___ DATASET CONTENT ___

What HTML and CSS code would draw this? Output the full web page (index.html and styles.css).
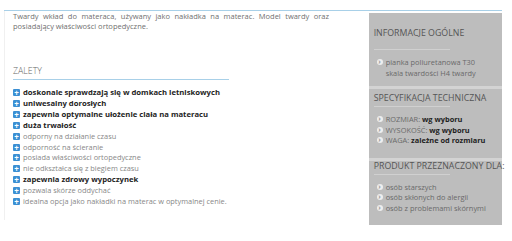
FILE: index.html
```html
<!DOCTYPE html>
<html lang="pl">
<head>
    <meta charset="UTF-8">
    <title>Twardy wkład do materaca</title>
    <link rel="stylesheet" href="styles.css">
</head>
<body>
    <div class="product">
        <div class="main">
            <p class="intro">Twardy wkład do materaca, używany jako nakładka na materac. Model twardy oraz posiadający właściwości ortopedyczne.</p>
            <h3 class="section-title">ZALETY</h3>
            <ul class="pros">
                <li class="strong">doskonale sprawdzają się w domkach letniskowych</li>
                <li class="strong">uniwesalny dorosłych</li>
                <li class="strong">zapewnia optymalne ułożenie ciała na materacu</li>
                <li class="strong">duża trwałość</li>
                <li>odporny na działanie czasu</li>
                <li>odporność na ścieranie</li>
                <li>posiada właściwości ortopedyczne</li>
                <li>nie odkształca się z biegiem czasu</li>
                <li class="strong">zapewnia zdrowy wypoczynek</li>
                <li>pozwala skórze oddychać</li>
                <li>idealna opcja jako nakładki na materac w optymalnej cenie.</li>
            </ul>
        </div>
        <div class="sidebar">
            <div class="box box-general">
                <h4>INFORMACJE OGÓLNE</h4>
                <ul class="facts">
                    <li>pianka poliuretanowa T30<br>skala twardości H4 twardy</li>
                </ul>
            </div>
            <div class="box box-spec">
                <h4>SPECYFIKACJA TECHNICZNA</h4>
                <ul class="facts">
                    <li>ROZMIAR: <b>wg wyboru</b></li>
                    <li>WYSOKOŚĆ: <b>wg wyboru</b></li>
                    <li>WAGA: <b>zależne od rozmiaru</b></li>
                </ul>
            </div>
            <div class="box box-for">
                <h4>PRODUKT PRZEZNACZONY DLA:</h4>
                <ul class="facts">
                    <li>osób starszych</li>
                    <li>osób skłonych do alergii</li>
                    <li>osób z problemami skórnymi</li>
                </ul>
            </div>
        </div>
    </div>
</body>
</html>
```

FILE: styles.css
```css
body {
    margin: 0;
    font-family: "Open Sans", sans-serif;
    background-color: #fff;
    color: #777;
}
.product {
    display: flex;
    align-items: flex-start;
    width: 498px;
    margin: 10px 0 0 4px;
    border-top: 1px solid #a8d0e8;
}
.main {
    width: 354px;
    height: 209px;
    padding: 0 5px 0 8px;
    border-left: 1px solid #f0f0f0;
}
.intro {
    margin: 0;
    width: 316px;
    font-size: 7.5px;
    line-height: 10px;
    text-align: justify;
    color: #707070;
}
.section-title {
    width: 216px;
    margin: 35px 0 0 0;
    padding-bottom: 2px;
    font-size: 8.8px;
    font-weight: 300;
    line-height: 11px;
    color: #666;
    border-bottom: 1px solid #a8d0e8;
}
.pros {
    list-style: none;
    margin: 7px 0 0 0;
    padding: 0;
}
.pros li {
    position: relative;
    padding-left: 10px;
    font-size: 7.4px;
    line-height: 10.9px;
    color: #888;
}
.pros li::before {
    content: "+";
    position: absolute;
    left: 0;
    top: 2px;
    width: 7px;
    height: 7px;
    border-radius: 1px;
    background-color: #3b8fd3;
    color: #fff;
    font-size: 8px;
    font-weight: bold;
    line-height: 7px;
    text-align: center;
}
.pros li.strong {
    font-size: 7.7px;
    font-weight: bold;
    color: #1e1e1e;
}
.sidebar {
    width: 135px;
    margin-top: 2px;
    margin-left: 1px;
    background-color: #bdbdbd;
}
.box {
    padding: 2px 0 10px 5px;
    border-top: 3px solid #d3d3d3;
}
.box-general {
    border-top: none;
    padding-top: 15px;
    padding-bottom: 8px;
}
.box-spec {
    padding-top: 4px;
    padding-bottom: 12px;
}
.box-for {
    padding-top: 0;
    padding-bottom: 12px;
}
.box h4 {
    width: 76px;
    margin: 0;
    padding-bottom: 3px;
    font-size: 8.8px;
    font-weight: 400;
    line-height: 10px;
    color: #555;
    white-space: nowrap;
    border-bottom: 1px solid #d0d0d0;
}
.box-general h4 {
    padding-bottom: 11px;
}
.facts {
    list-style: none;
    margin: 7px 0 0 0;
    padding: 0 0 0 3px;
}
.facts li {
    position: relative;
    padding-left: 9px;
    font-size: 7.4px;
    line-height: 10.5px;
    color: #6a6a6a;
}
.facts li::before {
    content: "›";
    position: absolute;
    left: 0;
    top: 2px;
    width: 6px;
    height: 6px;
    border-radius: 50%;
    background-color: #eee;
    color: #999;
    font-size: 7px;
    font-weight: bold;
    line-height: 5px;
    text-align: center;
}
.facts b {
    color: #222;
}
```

___

**BRIEF**
Print the complete listing exactly, apart from any pictures.

**OUTPUT**
What HTML and CSS code would draw this? Output the full web page (index.html and styles.css).
FILE: index.html
```html
<!DOCTYPE html>
<html lang="pl">
<head>
    <meta charset="UTF-8">
    <title>Twardy wkład do materaca</title>
    <link rel="stylesheet" href="styles.css">
</head>
<body>
    <div class="product">
        <div class="main">
            <p class="intro">Twardy wkład do materaca, używany jako nakładka na materac. Model twardy oraz posiadający właściwości ortopedyczne.</p>
            <h3 class="section-title">ZALETY</h3>
            <ul class="pros">
                <li class="strong">doskonale sprawdzają się w domkach letniskowych</li>
                <li class="strong">uniwesalny dorosłych</li>
                <li class="strong">zapewnia optymalne ułożenie ciała na materacu</li>
                <li class="strong">duża trwałość</li>
                <li>odporny na działanie czasu</li>
                <li>odporność na ścieranie</li>
                <li>posiada właściwości ortopedyczne</li>
                <li>nie odkształca się z biegiem czasu</li>
                <li class="strong">zapewnia zdrowy wypoczynek</li>
                <li>pozwala skórze oddychać</li>
                <li>idealna opcja jako nakładki na materac w optymalnej cenie.</li>
            </ul>
        </div>
        <div class="sidebar">
            <div class="box box-general">
                <h4>INFORMACJE OGÓLNE</h4>
                <ul class="facts">
                    <li>pianka poliuretanowa T30<br>skala twardości H4 twardy</li>
                </ul>
            </div>
            <div class="box box-spec">
                <h4>SPECYFIKACJA TECHNICZNA</h4>
                <ul class="facts">
                    <li>ROZMIAR: <b>wg wyboru</b></li>
                    <li>WYSOKOŚĆ: <b>wg wyboru</b></li>
                    <li>WAGA: <b>zależne od rozmiaru</b></li>
                </ul>
            </div>
            <div class="box box-for">
                <h4>PRODUKT PRZEZNACZONY DLA:</h4>
                <ul class="facts">
                    <li>osób starszych</li>
                    <li>osób skłonych do alergii</li>
                    <li>osób z problemami skórnymi</li>
                </ul>
            </div>
        </div>
    </div>
</body>
</html>
```

FILE: styles.css
```css
body {
    margin: 0;
    font-family: "Open Sans", sans-serif;
    background-color: #fff;
    color: #777;
}
.product {
    display: flex;
    align-items: flex-start;
    width: 498px;
    margin: 10px 0 0 4px;
    border-top: 1px solid #a8d0e8;
}
.main {
    width: 354px;
    height: 209px;
    padding: 0 5px 0 8px;
    border-left: 1px solid #f0f0f0;
}
.intro {
    margin: 0;
    width: 316px;
    font-size: 7.5px;
    line-height: 10px;
    text-align: justify;
    color: #707070;
}
.section-title {
    width: 216px;
    margin: 35px 0 0 0;
    padding-bottom: 2px;
    font-size: 8.8px;
    font-weight: 300;
    line-height: 11px;
    color: #666;
    border-bottom: 1px solid #a8d0e8;
}
.pros {
    list-style: none;
    margin: 7px 0 0 0;
    padding: 0;
}
.pros li {
    position: relative;
    padding-left: 10px;
    font-size: 7.4px;
    line-height: 10.9px;
    color: #888;
}
.pros li::before {
    content: "+";
    position: absolute;
    left: 0;
    top: 2px;
    width: 7px;
    height: 7px;
    border-radius: 1px;
    background-color: #3b8fd3;
    color: #fff;
    font-size: 8px;
    font-weight: bold;
    line-height: 7px;
    text-align: center;
}
.pros li.strong {
    font-size: 7.7px;
    font-weight: bold;
    color: #1e1e1e;
}
.sidebar {
    width: 135px;
    margin-top: 2px;
    margin-left: 1px;
    background-color: #bdbdbd;
}
.box {
    padding: 2px 0 10px 5px;
    border-top: 3px solid #d3d3d3;
}
.box-general {
    border-top: none;
    padding-top: 15px;
    padding-bottom: 8px;
}
.box-spec {
    padding-top: 4px;
    padding-bottom: 12px;
}
.box-for {
    padding-top: 0;
    padding-bottom: 12px;
}
.box h4 {
    width: 76px;
    margin: 0;
    padding-bottom: 3px;
    font-size: 8.8px;
    font-weight: 400;
    line-height: 10px;
    color: #555;
    white-space: nowrap;
    border-bottom: 1px solid #d0d0d0;
}
.box-general h4 {
    padding-bottom: 11px;
}
.facts {
    list-style: none;
    margin: 7px 0 0 0;
    padding: 0 0 0 3px;
}
.facts li {
    position: relative;
    padding-left: 9px;
    font-size: 7.4px;
    line-height: 10.5px;
    color: #6a6a6a;
}
.facts li::before {
    content: "›";
    position: absolute;
    left: 0;
    top: 2px;
    width: 6px;
    height: 6px;
    border-radius: 50%;
    background-color: #eee;
    color: #999;
    font-size: 7px;
    font-weight: bold;
    line-height: 5px;
    text-align: center;
}
.facts b {
    color: #222;
}
```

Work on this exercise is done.